§ **SOURCE EXCERPT**:
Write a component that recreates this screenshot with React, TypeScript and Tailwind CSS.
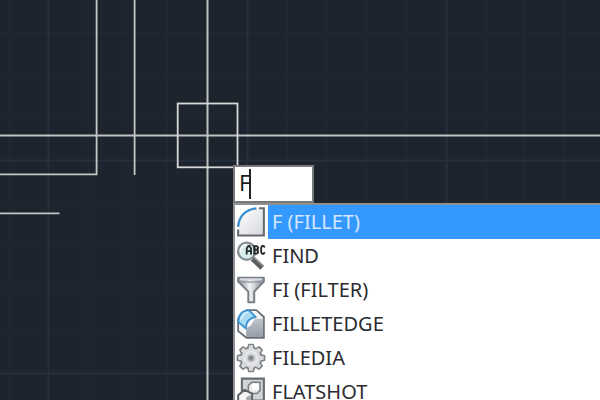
import React, { useState } from 'react';

// Drawing canvas grid: every fifth line is a major one
const minorX = [10, 88, 128, 167, 207, 287, 326, 366, 406, 486, 524, 564];
const majorX = [48, 247, 446];
const minorY = [33, 75, 118, 203, 245, 288, 330];
const majorY = [160, 373];

const DrawingCanvas = () => (
  <svg className="absolute inset-0 w-full h-full" aria-hidden="true" fill="none">
    <g stroke="#202731" strokeWidth="2">
      {minorX.map((x) => (
        <line key={x} x1={x} x2={x} y1="0" y2="100%" />
      ))}
      {minorY.map((y) => (
        <line key={y} x1="0" x2="100%" y1={y} y2={y} />
      ))}
    </g>
    <g stroke="#272e3c" strokeWidth="2">
      {majorX.map((x) => (
        <line key={x} x1={x + 0.5} x2={x + 0.5} y1="0" y2="100%" />
      ))}
      {majorY.map((y) => (
        <line key={y} x1="0" x2="100%" y1={y + 0.5} y2={y + 0.5} />
      ))}
    </g>

    {/* Wall lines */}
    <g stroke="#c4c6c7" strokeWidth="1.8">
      <path d="M0 174.4H96.6V0" />
      <path d="M134.6 0V175" />
      <path d="M0 213.4H59.5" />
    </g>

    {/* Crosshair and pick box */}
    <g stroke="#bfc1c2" strokeWidth="2">
      <line x1="207.5" x2="207.5" y1="0" y2="100%" />
      <line x1="0" x2="100%" y1="135.6" y2="135.6" />
    </g>
    <rect x="177.7" y="103.5" width="59.8" height="63.8" stroke="#d6d8d9" strokeWidth="1.8" />
  </svg>
);

const iconClass = 'w-7 h-[30px] overflow-visible';

const FilletIcon = () => (
  <svg viewBox="1 1 26 28" className={iconClass} fill="none">
    <defs>
      <linearGradient id="fillet" x1="0" y1="0" x2="1" y2="1">
        <stop offset="0" stopColor="#fff" />
        <stop offset="1" stopColor="#d4d7dc" />
      </linearGradient>
    </defs>
    <path d="M2 27.5V21C2.5 11 10 2.5 20 2.2H26V27.5Z" fill="url(#fillet)" />
    <path d="M21.5 2.2H26V27.5H2V22" stroke="#65686c" strokeWidth="1.9" />
    <path d="M2 19.5C2.5 10 9 3 19 2.2" stroke="#338bd0" strokeWidth="2.1" />
  </svg>
);

const FindIcon = () => (
  <svg viewBox="1 1 26 28" className={iconClass} fill="none">
    <path d="M15.5 17.5L24.5 26" stroke="#5b5f62" strokeWidth="5" />
    <path d="M17 16.5L25.5 24.5" stroke="#95999b" strokeWidth="1.2" />
    <circle cx="10" cy="10.5" r="8" fill="#d8eced" stroke="#868f90" strokeWidth="2.2" />
    <path d="M4 11A6 6 0 0 1 10 4.5" stroke="#fff" strokeWidth="1.6" />
    <g stroke="#252829" strokeWidth="1.7">
      <path d="M10 13.5V8L11.5 5.5H12.5L14 8V13.5M10 10.5H14" />
      <path d="M17 5V13.5M17 5.8H19.5L20.5 7V8.2L19.5 9H17M19.3 9L20.5 10.2V11.8L19.5 12.8H17" />
      <path d="M26.8 7L25.8 5.5H24.5L23.5 7V11.5L24.5 13H25.8L26.8 11.5" />
    </g>
  </svg>
);

const FilterIcon = () => (
  <svg viewBox="1 1 26 28" className={iconClass} fill="none">
    <defs>
      <linearGradient id="funnel" x1="0" y1="0" x2="1" y2="0">
        <stop offset="0" stopColor="#878e99" />
        <stop offset=".45" stopColor="#f2f3f5" />
        <stop offset="1" stopColor="#868d97" />
      </linearGradient>
    </defs>
    <path d="M2 3.5H26V7L17 16.5V26.5H11.5V16.5L2 7Z" fill="url(#funnel)" stroke="#7b7f87" strokeWidth="1.9" strokeLinejoin="round" />
    <path d="M3.5 5H24.5" stroke="#d8dce2" strokeWidth="1.8" />
    <path d="M4.5 7.5H23.5" stroke="#8d939e" strokeWidth="1.2" />
  </svg>
);

const FilletEdgeIcon = () => (
  <svg viewBox="1 1 26 28" className={iconClass} fill="none">
    <defs>
      <linearGradient id="edge" x1="0" y1="0" x2="0" y2="1">
        <stop offset="0" stopColor="#c0c5cd" />
        <stop offset="1" stopColor="#969da8" />
      </linearGradient>
    </defs>
    <path d="M10 2H19L26 8.5V28H10L2 21.5V10Z" fill="#f7f8f9" stroke="#6b6f75" strokeWidth="1.7" strokeLinejoin="round" />
    <path d="M9.5 18.5C14 17.5 15.500 14 17.500 10H25.3V27.2H9.500Z" fill="url(#edge)" />
    <path d="M2 13C2.2 6.5 6 2 12 2L18.5 8.5C12.5 9 9.5 13 9 19L2 13Z" fill="#a8dbf3" stroke="#3a91d2" strokeWidth="1.7" strokeLinejoin="round" />
    <path d="M4.5 11C5.5 7 8 4.5 11.5 4" stroke="#daf2fc" strokeWidth="1.5" />
  </svg>
);

const GearIcon = () => (
  <svg viewBox="1 1 26 28" className={iconClass} fill="none">
    <g transform="translate(14 15)">
      <g fill="#d8dadc" stroke="#808386" strokeWidth="1.6" strokeLinejoin="round">
        {[0, 45, 90, 135, 180, 225, 270, 315].map((a) => (
          <path key={a} d="M-3.2 -8.5L-2 -12.6H2L3.2 -8.5" transform={`rotate(${a})`} />
        ))}
        <circle r="9.8" />
      </g>
      <g fill="#d8dadc">
        {[0, 45, 90, 135, 180, 225, 270, 315].map((a) => (
          <path key={a} d="M-2.400 -8L-1.600 -11.6H1.6L2.4 -8Z" transform={`rotate(${a})`} />
        ))}
      </g>
      <circle r="6" stroke="#e8e9ea" strokeWidth="1.5" />
      <circle r="2.4" fill="#7d8083" stroke="#a3a5a8" strokeWidth="1.5" />
    </g>
  </svg>
);

const FlatshotIcon = () => (
  <svg viewBox="1 1 26 28" className={iconClass} fill="none">
    <path d="M5.5 2.5H26V23H5.5Z" fill="#d3d4d7" stroke="#696c70" strokeWidth="2" />
    <path d="M11.500 9L14.500 6H22.500V13.500L19.500 16.500H11.500Z" fill="#e9eaeb" stroke="#7a7d81" strokeWidth="1.4" />
    <path d="M15 7.500H21V13H15Z" fill="#fff" />
    <path d="M2 18L8 13L15 16.5V25L9 29L2 26Z" fill="#f5f5f6" stroke="#5d6064" strokeWidth="1.9" strokeLinejoin="round" />
    <path d="M9.5 20L14.2 17.5V24.8L9.5 27.8Z" fill="#a6a9ae" />
  </svg>
);

const commands = [
  { label: 'F (FILLET)', icon: FilletIcon },
  { label: 'FIND', icon: FindIcon },
  { label: 'FI (FILTER)', icon: FilterIcon },
  { label: 'FILLETEDGE', icon: FilletEdgeIcon },
  { label: 'FILEDIA', icon: GearIcon },
  { label: 'FLATSHOT', icon: FlatshotIcon },
];

export default function App() {
  const [query, setQuery] = useState('F');
  const [selected, setSelected] = useState(0);

  return (
    <main className="relative h-screen overflow-hidden bg-[#1d242d] font-['Noto_Sans',sans-serif]">
      <DrawingCanvas />

      {/* Dynamic input, anchored to the cursor */}
      <div className="absolute left-[233px] top-[165px] right-0">
        <div className="relative w-[81px]">
          <input
            type="text"
            aria-label="Command"
            value={query}
            onChange={(e) => setQuery(e.target.value)}
            className="block w-full h-[38px] pl-1 pb-1 bg-white border-2 border-[#77797b] text-[22px] text-[#1c1c20] caret-transparent outline-none"
          />
          <span className="absolute left-4 top-1 w-[2px] h-[30px] bg-[#222]"></span>
        </div>

        {/* Suggestion list */}
        <ul className="bg-white border-t-2 border-l-2 border-[#8f9193]">
          {commands.map((cmd, i) => {
            const Icon = cmd.icon;
            return (
              <li key={cmd.label}>
                <button
                  type="button"
                  onClick={() => setSelected(i)}
                  className="flex w-full h-[34px] items-center text-left text-xl leading-[34px]"
                >
                  <span className="w-[33px] shrink-0 pl-[2px]">
                    <Icon />
                  </span>
                  <span
                    className={`flex-1 h-full pl-1 whitespace-nowrap ${
                      selected === i ? 'bg-[#3399ff] text-[#d5e7ff]' : 'text-[#2b2b30]'
                    }`}
                  >
                    {cmd.label}
                  </span>
                </button>
              </li>
            );
          })}
        </ul>
      </div>
    </main>
  );
}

§ **GIVEN INSTRUCTION**: Set the lines above down again, word for word, from the first through the one containing "const majorY = [160, 373];"; pictures excluded.

§ **ANSWER TO THIS EXERCISE**:
Write a component that recreates this screenshot with React, TypeScript and Tailwind CSS.
import React, { useState } from 'react';

// Drawing canvas grid: every fifth line is a major one
const minorX = [10, 88, 128, 167, 207, 287, 326, 366, 406, 486, 524, 564];
const majorX = [48, 247, 446];
const minorY = [33, 75, 118, 203, 245, 288, 330];
const majorY = [160, 373];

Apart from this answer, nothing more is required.